Location fees are tied to union labor costs, from the stars to the set dressers. The production’s size also has an influence. “What parts of the house we’re using, how extensive the renovation will be, how long the shoot will last and whether homeowners have to be put up in a hotel” are all factors, said Mr. Rafferty.

“I make sure homeowners understand that when we do a deal, we’re starting a journey and don’t know what things will look like at the end. I begin every negotiation with ‘we want to make it worth your while.’ The producer hires me to figure out what that means,” said Mr. Rafferty.

A scene being shot in the kitchen of the home of Messrs. Kane and Akey, upper left, and what it looks like when not serving as a location.

Photo: Kevin Serna for The Wall Street Journal

Carroll Belser remembers the 2002 South Carolina shoots for “The Notebook,” a romantic drama with Ryan Gosling and Rachel McAdams based on Nicholas Sparks’ 1996 novel. As Ms. Belser recalls, she was with her 4-year-old niece who had a crush on Mr. Gosling and became incensed during a love scene with Ms. McAdams. When their lips met, she shouted “Yeech!”

Another scene was shot on the Sunnyside Plantation in a small guest cottage that, in the film, served as the home of the character played by Sam Shepard. Located on Edisto Island, a barrier island about a 45-mile drive from Charleston, Sunnyside has been in Ms. Besler’s family since at least the early 1800s and consists of several buildings including the remains of a cotton gin. Ms. Belser’s great-grandfather built the three-story, 4,000-square-foot main house in 1875.

“My late father had done L.L. Bean shoots there before I owned the house,” said Ms. Belser, 68. She works with Appleseed, a women’s clothing line that does catalog shoots mainly on the front porch of the main house.

Ms. Belser said she was paid $2,000 a day for the shoots. “They paid my dog, Gumbeaux, a Labrador retriever, $500 to be on the cover with one of the models. He always was a handsome devil,” she said. She was also paid $2,500 in May for a one-day shoot for a TV pilot “Short Term Rental.”

Although location hosts are well paid, the production company can occupy your home in a disconcerting way. After an agreement is made that only certain parts of a home will be filmed, some production companies may go to places they said they wouldn’t—for example, after agreeing to use only the kitchen, they may want to shoot in a bedroom.

“Make sure they first agree to pay extra,” Ms. Seery said. “And make sure you have a good relationship with the location manager.”

Location manager Tom Yeager said that if a house is featured, even just for exteriors, homeowners need to sign off on a location release, which usually includes a location fee.

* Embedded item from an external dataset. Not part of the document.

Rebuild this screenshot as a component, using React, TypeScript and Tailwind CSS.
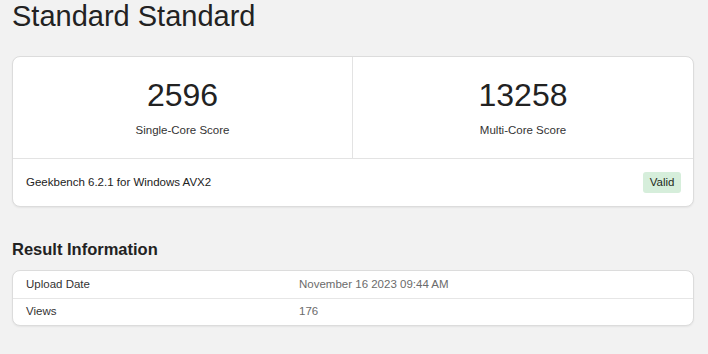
export default function App() {
  const info = [
    { label: "Upload Date", value: "November 16 2023 09:44 AM" },
    { label: "Views", value: "176" },
  ];

  return (
    <div className="w-[708px] h-[354px] overflow-hidden bg-[#f2f2f2] pl-3 pr-[14px] font-['Liberation_Sans',Arial,sans-serif] text-[#222]">
      {/* Title */}
      <h1 className="text-[29px] leading-[32px] font-normal text-[#222]">Standard Standard</h1>

      {/* Score card */}
      <div className="mt-[24px] bg-white border border-[#dcdcdc] rounded-lg shadow-[0_1px_2px_rgba(0,0,0,0.06)]">
        <div className="grid grid-cols-2 border-b border-[#e3e3e3]">
          <div className="flex flex-col items-center pt-[20px] pb-[21px] border-r border-[#e3e3e3]">
            <div className="text-[32px] leading-[37px]">2596</div>
            <div className="mt-[9px] text-[11.5px] leading-[14px] text-[#333]">Single-Core Score</div>
          </div>
          <div className="flex flex-col items-center pt-[20px] pb-[21px]">
            <div className="text-[32px] leading-[37px]">13258</div>
            <div className="mt-[9px] text-[11.5px] leading-[14px] text-[#333]">Multi-Core Score</div>
          </div>
        </div>
        <div className="h-[47px] flex items-center justify-between pl-[13px] pr-[12px]">
          <span className="text-[11.5px] text-[#222]">Geekbench 6.2.1 for Windows AVX2</span>
          <span className="h-[21px] px-[6.5px] flex items-center rounded-[3px] bg-[#d6eedb] text-[11.5px] text-[#1f2b22]">Valid</span>
        </div>
      </div>

      {/* Result Information */}
      <h2 className="mt-[32px] text-[16.5px] leading-[20px] font-bold text-[#222]">Result Information</h2>
      <div className="mt-[11px] bg-white border border-[#dcdcdc] rounded-lg shadow-[0_1px_2px_rgba(0,0,0,0.06)]">
        {info.map((row, i) => (
          <div
            key={row.label}
            className={`h-[27px] flex items-center pl-[13px] text-[11.5px] ${i > 0 ? "border-t border-[#e6e6e6]" : ""}`}
          >
            <span className="w-[273px] text-[#333]">{row.label}</span>
            <span className="text-[#6b6b6b]">{row.value}</span>
          </div>
        ))}
      </div>
    </div>
  );
}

Productions will normally not get a release or make a payment if a home is only incidentally shown in a shot or is in the background.

Cheryl McFeely, Ms. Seery’s neighbor who has allowed her home to be used as a production location for 20 years, has seen the downside of filming.

“They will typically wreck your floors during a shoot,” she said, adding that the foot traffic of people and equipment can take a toll.

The front porch of the guest cottage at the Sunnyside Plantation after filming ‘The Notebook,’ left, and during the shoot with Rachel McAdams, Sam Shepard and Ryan Gosling.

Photo: Kelli Boyd for The Wall Street Journal; Melissa Mosley/New Line Productions

Ms. McFeely, 64, who purchased her home in Prospect Park South for $335,000 in 1994, started by hosting commercials. That led to a location shoot for the 1998 film “A Price Above Rubies” with Renée Zellweger and Julianna Margulies. “Half Nelson” with Ryan Gosling and Shareeka Epps was also shot at her house, she said. During the 2006 shoot of Edward Burns’s “The Groomsman,” neighboring homes also got roles for which homeowners were paid.

Ms. McFeely’s last shoot was “The Great Gilly Hopkins” in 2015 with Kathy Bates playing an eccentric hoarder who adopts a teenage daughter. Ms. McFeely’s house served as the Bates character’s home for a few months. That shoot netted Ms. McFeely $85,000.

“The money is great,” she said, “but after we had our floors replaced, we decided to stop the shoots. We didn’t want damage to our new floors.”

Ms. Seery says she’s had other damage done to her home but said that follow-up repairs made things right in almost every case.

She also tempered the notion that filmmakers will beat a path to your door just because your house is beautiful. “It doesn’t matter how savvy you are or how stunning your property is, it has to be a place that can become part of the story. If it doesn’t work for the show, it won’t work as a location.”